Why Real-Time Embedding Matters in a World of Constant Data Streams

Modern vehicles no longer operate as isolated machines. They exist within dense, continuous ecosystems of data—traffic updates, navigation signals, sensor feedback, cloud services, and vehicle-to-everything (V2X) communication. Every second, a connected car is both producing and consuming information.

In this environment, the concept of real-time embedding has become increasingly important. It determines how effectively systems can interpret live data, integrate it into decision-making processes, and present it meaningfully to both machines and humans.

What was once a mechanical object is now closer to a moving data node.

From Static Systems to Continuous Data Flow

Traditional automotive systems were built around static logic. A vehicle would take sensor inputs, process them locally, and respond within a closed loop. Updates were rare, usually tied to servicing or hardware changes.

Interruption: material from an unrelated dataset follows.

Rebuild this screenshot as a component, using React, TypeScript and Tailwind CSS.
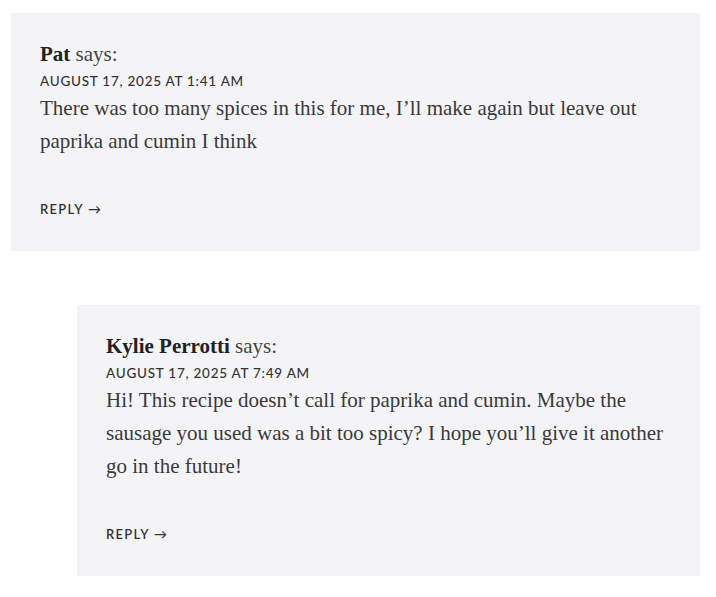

Today’s vehicles operate differently. They exist within continuous data streams:

• Live traffic and routing updates

• Cloud-based navigation corrections

• Predictive maintenance signals

• Driver behaviour analytics

• Weather and road condition feeds

• Fleet-level telemetry (for commercial systems)

Each of these inputs is dynamic, constantly updating, and often interdependent. The challenge is no longer collecting data—it’s interpreting it fast enough to matter.

This is where real-time embedding becomes essential.

What Real-Time Embedding Actually Means

At its core, real-time embedding refers to the process of transforming live, incoming data into structured representations that systems can immediately understand and act on.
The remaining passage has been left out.